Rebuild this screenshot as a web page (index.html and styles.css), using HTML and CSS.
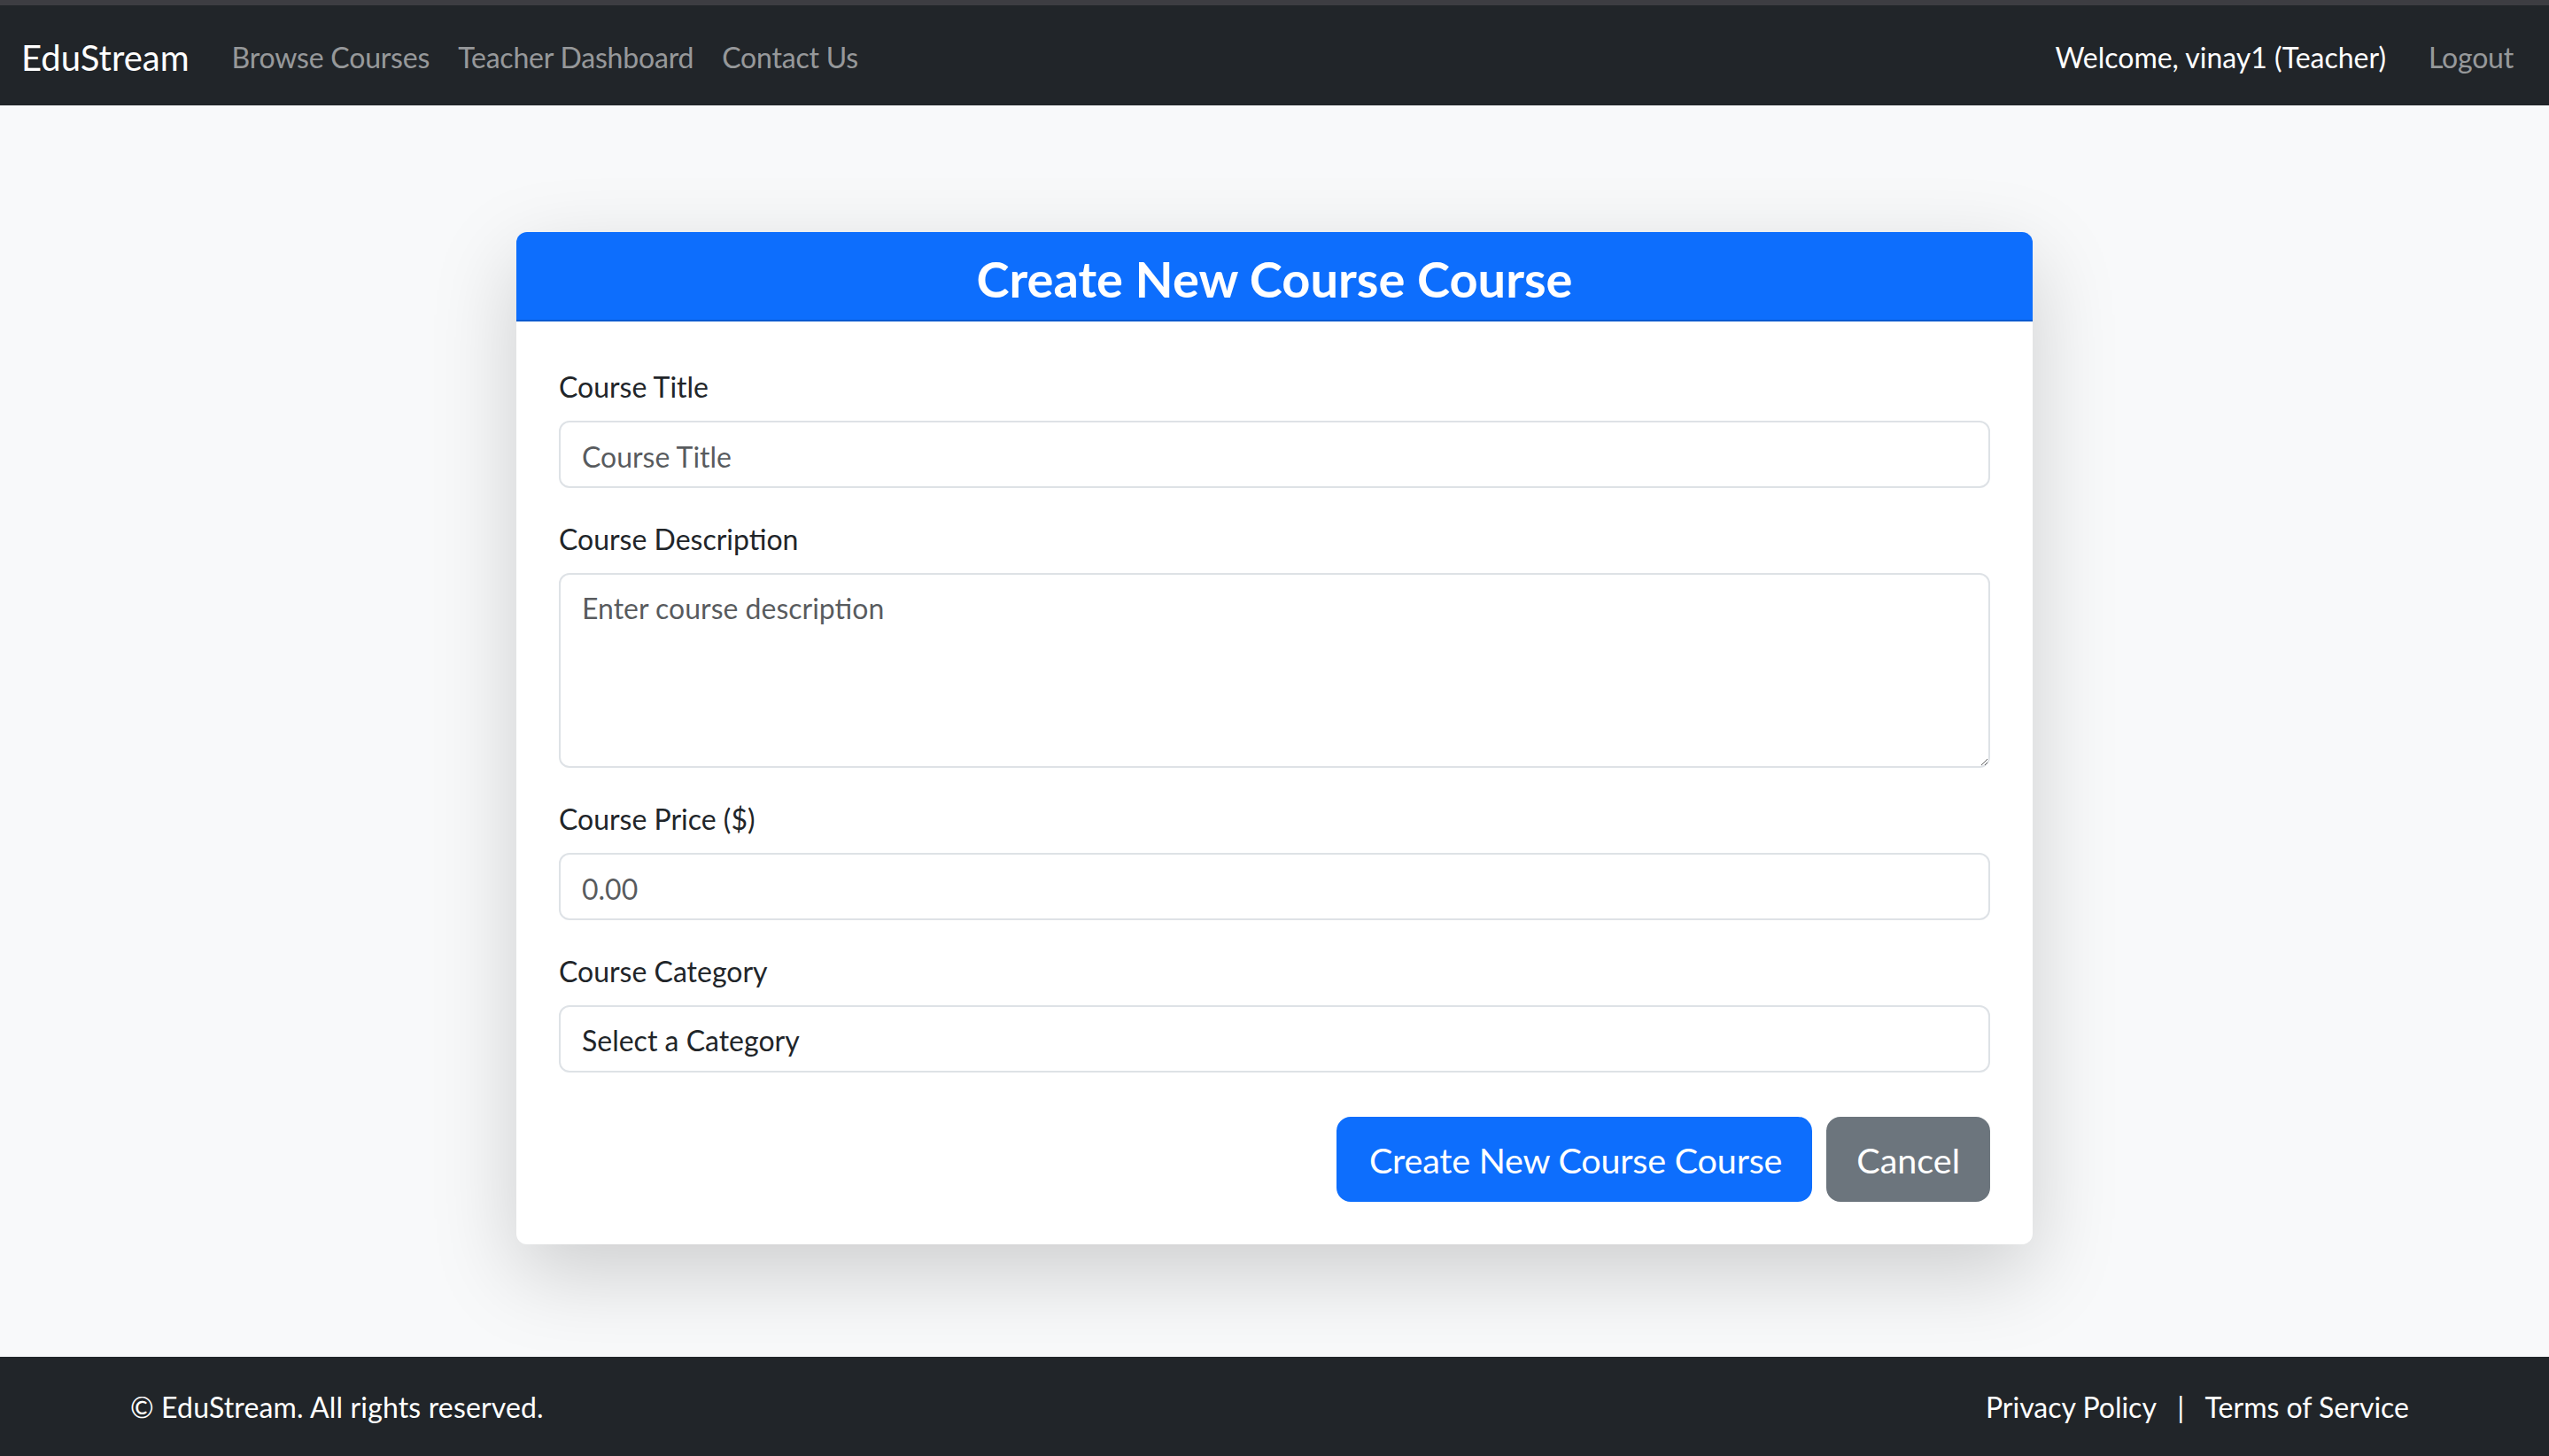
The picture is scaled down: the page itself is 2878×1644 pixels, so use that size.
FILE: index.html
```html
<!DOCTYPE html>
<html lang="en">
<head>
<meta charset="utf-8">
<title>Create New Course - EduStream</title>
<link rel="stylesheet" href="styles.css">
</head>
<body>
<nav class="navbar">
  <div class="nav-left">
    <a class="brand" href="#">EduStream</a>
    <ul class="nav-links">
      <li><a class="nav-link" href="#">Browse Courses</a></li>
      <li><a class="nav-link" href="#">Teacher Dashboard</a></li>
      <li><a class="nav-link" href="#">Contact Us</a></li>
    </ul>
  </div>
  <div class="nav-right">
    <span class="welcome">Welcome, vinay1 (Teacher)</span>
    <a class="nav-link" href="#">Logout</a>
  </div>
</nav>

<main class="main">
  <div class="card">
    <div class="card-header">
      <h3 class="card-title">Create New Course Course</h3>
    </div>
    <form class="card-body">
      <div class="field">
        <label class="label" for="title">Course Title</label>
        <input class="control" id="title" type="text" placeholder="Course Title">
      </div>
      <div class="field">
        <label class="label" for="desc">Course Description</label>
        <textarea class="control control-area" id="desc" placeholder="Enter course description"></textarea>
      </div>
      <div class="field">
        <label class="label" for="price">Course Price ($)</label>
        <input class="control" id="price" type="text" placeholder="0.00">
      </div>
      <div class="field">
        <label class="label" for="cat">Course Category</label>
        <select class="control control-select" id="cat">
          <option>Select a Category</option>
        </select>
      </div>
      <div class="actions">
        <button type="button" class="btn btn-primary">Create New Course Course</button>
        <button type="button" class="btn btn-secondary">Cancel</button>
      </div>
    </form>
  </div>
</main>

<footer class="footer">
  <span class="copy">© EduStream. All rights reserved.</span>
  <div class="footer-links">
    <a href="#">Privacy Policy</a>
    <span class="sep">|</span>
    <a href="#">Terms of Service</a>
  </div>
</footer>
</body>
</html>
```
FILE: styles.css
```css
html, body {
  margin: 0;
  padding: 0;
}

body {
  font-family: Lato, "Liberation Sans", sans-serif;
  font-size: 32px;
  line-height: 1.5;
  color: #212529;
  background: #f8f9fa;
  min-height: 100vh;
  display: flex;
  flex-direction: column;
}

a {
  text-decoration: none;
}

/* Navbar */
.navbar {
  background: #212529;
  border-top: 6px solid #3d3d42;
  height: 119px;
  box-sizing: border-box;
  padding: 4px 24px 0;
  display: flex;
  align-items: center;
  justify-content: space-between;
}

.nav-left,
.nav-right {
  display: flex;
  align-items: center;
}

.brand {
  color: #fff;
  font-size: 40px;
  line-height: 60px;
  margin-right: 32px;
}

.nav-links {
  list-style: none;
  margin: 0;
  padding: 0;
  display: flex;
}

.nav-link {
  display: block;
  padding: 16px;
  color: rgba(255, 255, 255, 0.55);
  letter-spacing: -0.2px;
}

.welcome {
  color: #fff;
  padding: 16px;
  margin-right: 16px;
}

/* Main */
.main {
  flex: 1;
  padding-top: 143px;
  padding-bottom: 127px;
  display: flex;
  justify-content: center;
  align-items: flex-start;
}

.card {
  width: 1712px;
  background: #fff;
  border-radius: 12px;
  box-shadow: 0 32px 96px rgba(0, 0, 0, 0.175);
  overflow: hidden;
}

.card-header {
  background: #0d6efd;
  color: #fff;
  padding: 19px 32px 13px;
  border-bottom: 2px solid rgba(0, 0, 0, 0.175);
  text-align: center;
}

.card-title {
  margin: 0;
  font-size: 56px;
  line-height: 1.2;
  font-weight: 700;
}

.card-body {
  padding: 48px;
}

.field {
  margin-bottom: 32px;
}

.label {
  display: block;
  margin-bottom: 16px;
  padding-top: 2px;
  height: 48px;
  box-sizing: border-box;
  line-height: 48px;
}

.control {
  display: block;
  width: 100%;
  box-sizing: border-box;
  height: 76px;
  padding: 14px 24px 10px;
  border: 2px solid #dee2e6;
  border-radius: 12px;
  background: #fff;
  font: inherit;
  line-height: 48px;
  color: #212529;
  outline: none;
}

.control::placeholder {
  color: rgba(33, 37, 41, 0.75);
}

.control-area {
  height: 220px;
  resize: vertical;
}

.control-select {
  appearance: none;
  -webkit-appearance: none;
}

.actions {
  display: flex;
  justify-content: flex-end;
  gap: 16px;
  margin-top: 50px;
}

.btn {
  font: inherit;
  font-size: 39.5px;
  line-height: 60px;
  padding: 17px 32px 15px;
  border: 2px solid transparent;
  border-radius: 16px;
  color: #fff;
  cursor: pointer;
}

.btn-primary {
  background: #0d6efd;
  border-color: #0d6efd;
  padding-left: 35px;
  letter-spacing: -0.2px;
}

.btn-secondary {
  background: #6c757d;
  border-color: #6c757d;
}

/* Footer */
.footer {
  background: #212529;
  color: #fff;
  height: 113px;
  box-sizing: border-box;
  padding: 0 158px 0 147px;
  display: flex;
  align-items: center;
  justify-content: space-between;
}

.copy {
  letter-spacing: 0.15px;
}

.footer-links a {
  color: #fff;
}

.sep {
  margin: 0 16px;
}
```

========================================================================

_Written exercise_. Write out the material above again, word for word, minus its pictures.

_Response to this exercise_.
Rebuild this screenshot as a web page (index.html and styles.css), using HTML and CSS.
The picture is scaled down: the page itself is 2878×1644 pixels, so use that size.
FILE: index.html
```html
<!DOCTYPE html>
<html lang="en">
<head>
<meta charset="utf-8">
<title>Create New Course - EduStream</title>
<link rel="stylesheet" href="styles.css">
</head>
<body>
<nav class="navbar">
  <div class="nav-left">
    <a class="brand" href="#">EduStream</a>
    <ul class="nav-links">
      <li><a class="nav-link" href="#">Browse Courses</a></li>
      <li><a class="nav-link" href="#">Teacher Dashboard</a></li>
      <li><a class="nav-link" href="#">Contact Us</a></li>
    </ul>
  </div>
  <div class="nav-right">
    <span class="welcome">Welcome, vinay1 (Teacher)</span>
    <a class="nav-link" href="#">Logout</a>
  </div>
</nav>

<main class="main">
  <div class="card">
    <div class="card-header">
      <h3 class="card-title">Create New Course Course</h3>
    </div>
    <form class="card-body">
      <div class="field">
        <label class="label" for="title">Course Title</label>
        <input class="control" id="title" type="text" placeholder="Course Title">
      </div>
      <div class="field">
        <label class="label" for="desc">Course Description</label>
        <textarea class="control control-area" id="desc" placeholder="Enter course description"></textarea>
      </div>
      <div class="field">
        <label class="label" for="price">Course Price ($)</label>
        <input class="control" id="price" type="text" placeholder="0.00">
      </div>
      <div class="field">
        <label class="label" for="cat">Course Category</label>
        <select class="control control-select" id="cat">
          <option>Select a Category</option>
        </select>
      </div>
      <div class="actions">
        <button type="button" class="btn btn-primary">Create New Course Course</button>
        <button type="button" class="btn btn-secondary">Cancel</button>
      </div>
    </form>
  </div>
</main>

<footer class="footer">
  <span class="copy">© EduStream. All rights reserved.</span>
  <div class="footer-links">
    <a href="#">Privacy Policy</a>
    <span class="sep">|</span>
    <a href="#">Terms of Service</a>
  </div>
</footer>
</body>
</html>
```
FILE: styles.css
```css
html, body {
  margin: 0;
  padding: 0;
}

body {
  font-family: Lato, "Liberation Sans", sans-serif;
  font-size: 32px;
  line-height: 1.5;
  color: #212529;
  background: #f8f9fa;
  min-height: 100vh;
  display: flex;
  flex-direction: column;
}

a {
  text-decoration: none;
}

/* Navbar */
.navbar {
  background: #212529;
  border-top: 6px solid #3d3d42;
  height: 119px;
  box-sizing: border-box;
  padding: 4px 24px 0;
  display: flex;
  align-items: center;
  justify-content: space-between;
}

.nav-left,
.nav-right {
  display: flex;
  align-items: center;
}

.brand {
  color: #fff;
  font-size: 40px;
  line-height: 60px;
  margin-right: 32px;
}

.nav-links {
  list-style: none;
  margin: 0;
  padding: 0;
  display: flex;
}

.nav-link {
  display: block;
  padding: 16px;
  color: rgba(255, 255, 255, 0.55);
  letter-spacing: -0.2px;
}

.welcome {
  color: #fff;
  padding: 16px;
  margin-right: 16px;
}

/* Main */
.main {
  flex: 1;
  padding-top: 143px;
  padding-bottom: 127px;
  display: flex;
  justify-content: center;
  align-items: flex-start;
}

.card {
  width: 1712px;
  background: #fff;
  border-radius: 12px;
  box-shadow: 0 32px 96px rgba(0, 0, 0, 0.175);
  overflow: hidden;
}

.card-header {
  background: #0d6efd;
  color: #fff;
  padding: 19px 32px 13px;
  border-bottom: 2px solid rgba(0, 0, 0, 0.175);
  text-align: center;
}

.card-title {
  margin: 0;
  font-size: 56px;
  line-height: 1.2;
  font-weight: 700;
}

.card-body {
  padding: 48px;
}

.field {
  margin-bottom: 32px;
}

.label {
  display: block;
  margin-bottom: 16px;
  padding-top: 2px;
  height: 48px;
  box-sizing: border-box;
  line-height: 48px;
}

.control {
  display: block;
  width: 100%;
  box-sizing: border-box;
  height: 76px;
  padding: 14px 24px 10px;
  border: 2px solid #dee2e6;
  border-radius: 12px;
  background: #fff;
  font: inherit;
  line-height: 48px;
  color: #212529;
  outline: none;
}

.control::placeholder {
  color: rgba(33, 37, 41, 0.75);
}

.control-area {
  height: 220px;
  resize: vertical;
}

.control-select {
  appearance: none;
  -webkit-appearance: none;
}

.actions {
  display: flex;
  justify-content: flex-end;
  gap: 16px;
  margin-top: 50px;
}

.btn {
  font: inherit;
  font-size: 39.5px;
  line-height: 60px;
  padding: 17px 32px 15px;
  border: 2px solid transparent;
  border-radius: 16px;
  color: #fff;
  cursor: pointer;
}

.btn-primary {
  background: #0d6efd;
  border-color: #0d6efd;
  padding-left: 35px;
  letter-spacing: -0.2px;
}

.btn-secondary {
  background: #6c757d;
  border-color: #6c757d;
}

/* Footer */
.footer {
  background: #212529;
  color: #fff;
  height: 113px;
  box-sizing: border-box;
  padding: 0 158px 0 147px;
  display: flex;
  align-items: center;
  justify-content: space-between;
}

.copy {
  letter-spacing: 0.15px;
}

.footer-links a {
  color: #fff;
}

.sep {
  margin: 0 16px;
}
```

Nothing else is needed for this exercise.